Commercially available heat treatment ovens are prohibitively expensive. That said, a pottery kiln is capable of achieving the required temperatures. I have managed to get hold of a second hand kiln from ebay. The unit is able to reach a maximum temperature of 1200 degrees celsius. A thermocouple within the heated space enables closed loop control of the temperature. The internal volume is 300mm^3. Here is a photograph of the kiln:-





I intend to produce a number of test specimens similar to the one shown above. These will be in 6082 T6 plate. The test specimens will be of three types, welded with no heat treatment, welded and heat treated in the kiln, and finally a solid section of plate with no weld as a control.

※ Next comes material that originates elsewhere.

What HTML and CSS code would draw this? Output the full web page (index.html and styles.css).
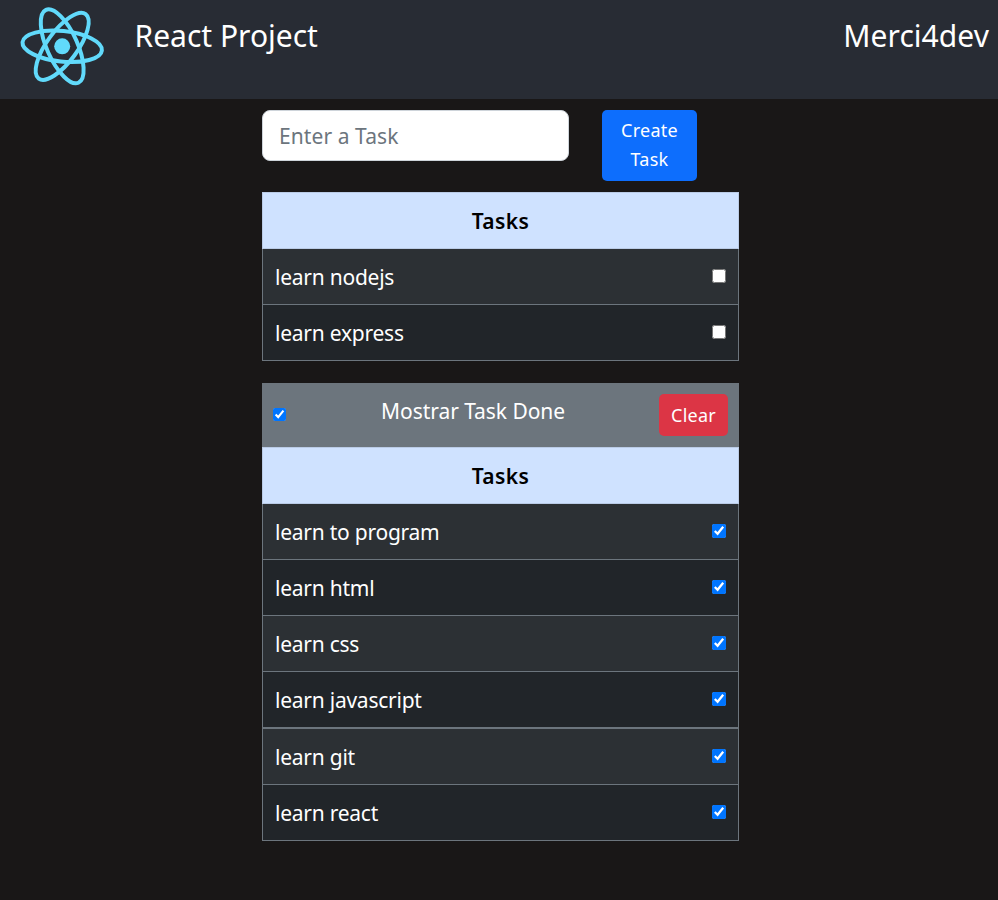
FILE: index.html
```html
<!DOCTYPE html>
<html lang="en">
<head>
<meta charset="utf-8">
<title>React Project</title>
<link rel="stylesheet" href="styles.css">
</head>
<body>
<header class="header">
  <svg class="logo" viewBox="-62.2 -46.3 124 98">
    <g fill="none" stroke="#61dafb" stroke-width="4" transform="rotate(6)">
      <ellipse rx="39.9" ry="15.3"/>
      <ellipse rx="39.9" ry="15.3" transform="rotate(60)"/>
      <ellipse rx="39.9" ry="15.3" transform="rotate(120)"/>
    </g>
    <circle r="8" fill="#61dafb"/>
  </svg>
  <h1 class="title">React Project</h1>
  <span class="user">Merci4dev</span>
</header>
<main class="container">
  <form class="form">
    <input class="field" type="text" placeholder="Enter a Task">
    <button class="btn create" type="button">Create<br>Task</button>
  </form>
  <section class="table">
    <div class="head">Tasks</div>
    <label class="row"><span>learn nodejs</span><input type="checkbox"></label>
    <label class="row"><span>learn express</span><input type="checkbox"></label>
  </section>
  <div class="bar">
    <input type="checkbox" checked>
    <span class="bar-text">Mostrar Task Done</span>
    <button class="btn clear" type="button">Clear</button>
  </div>
  <section class="table">
    <div class="head">Tasks</div>
    <label class="row"><span>learn to program</span><input type="checkbox" checked></label>
    <label class="row"><span>learn html</span><input type="checkbox" checked></label>
    <label class="row"><span>learn css</span><input type="checkbox" checked></label>
    <label class="row thick"><span>learn javascript</span><input type="checkbox" checked></label>
    <label class="row"><span>learn git</span><input type="checkbox" checked></label>
    <label class="row"><span>learn react</span><input type="checkbox" checked></label>
  </section>
</main>
</body>
</html>
```
FILE: styles.css
```css
* { box-sizing: border-box; }
body {
  margin: 0;
  height: 900px;
  overflow: hidden;
  background: #191717;
  color: #fff;
  font: 21px/32px "Noto Sans", sans-serif;
}
.header {
  display: flex;
  height: 99px;
  background: #282c34;
}
.logo { width: 124px; height: 98px; flex: none; }
.title, .user { margin: 16px 0 0; font-size: 30px; font-weight: 400; line-height: 40px; }
.title { margin-left: 10.5px; }
.user { margin-left: auto; margin-right: 9px; letter-spacing: 0.05px; }
.container { width: 477px; margin: 11px 0 0 262px; }
.form { display: flex; gap: 33px; align-items: flex-start; height: 82px; }
.field {
  width: 307px;
  height: 51px;
  padding: 0 16px;
  border: 1px solid #ced4da;
  border-radius: 8px;
  background: #fff;
  font: inherit;
  letter-spacing: 0.08px;
}
.field::placeholder { color: #6c757d; opacity: 1; }
.btn {
  padding: 0;
  border: 0;
  border-radius: 5px;
  color: #fff;
  font: 18px/29px "Noto Sans", sans-serif;
  letter-spacing: 0.25px;
}
.create { width: 95px; height: 71px; padding-bottom: 2px; background: #0d6efd; }
.head {
  height: 57px;
  border: 1px solid #bacbe6;
  background: #cfe2ff;
  color: #000;
  font-weight: 600;
  line-height: 57px;
  letter-spacing: 0.4px;
  text-align: center;
}
.row {
  display: flex;
  align-items: center;
  justify-content: space-between;
  height: 56px;
  padding: 0 12px;
  border: 1px solid #6c757d;
  border-top: 0;
  background: #212529;
  letter-spacing: -0.24px;
}
.row:nth-child(even) { background: #2c3034; }
.thick { height: 57px; border-bottom-width: 2px; }
input[type="checkbox"] { width: 14px; height: 14px; margin: 0; }
.row input[type="checkbox"] { margin-bottom: 1px; }
.bar {
  display: flex;
  height: 64px;
  margin-top: 22px;
  padding: 11px;
  background: #6c757d;
}
.bar input[type="checkbox"] { width: 13px; height: 13px; margin-top: 14px; }
.bar-text { margin: 1px 0 0 95px; letter-spacing: -0.05px; }
.clear { width: 69px; height: 42px; margin-left: auto; background: #dc3545; }
```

In order to subject these pieces to a tensile force I have designed and am in the process of constructing a rudimentary tensile testing rig. The next three photographs show the rig so far:-











The rig is composed of 50mm x 50mm x 4mm steel box section. The test piece fits through the two opposing slots and is secured by pins through the cross drilled holes. The M12 high tensile threaded rods pass through the rectangular frame and terminate at a piece of box section. An enerpac ram will bear against this box section. The ram provides the force to pull the test pieces apart. 

Force will be inferred from a pressure gauge and extension from a DTI. I could acquire both values by electronic means but I do not want the unit to become a project in it's own right. Based on the ram piston diameter, a pressure of 400 bar (6000 psi) should produce a force of 29kN. This will be enough to break a test piece with a gauge area of 90mm^2.

I'm hoping that these tests will show that solution treatment and artificial ageing using the kiln will work. This will be an important step forward in the production of an aluminium tube bundle chamber.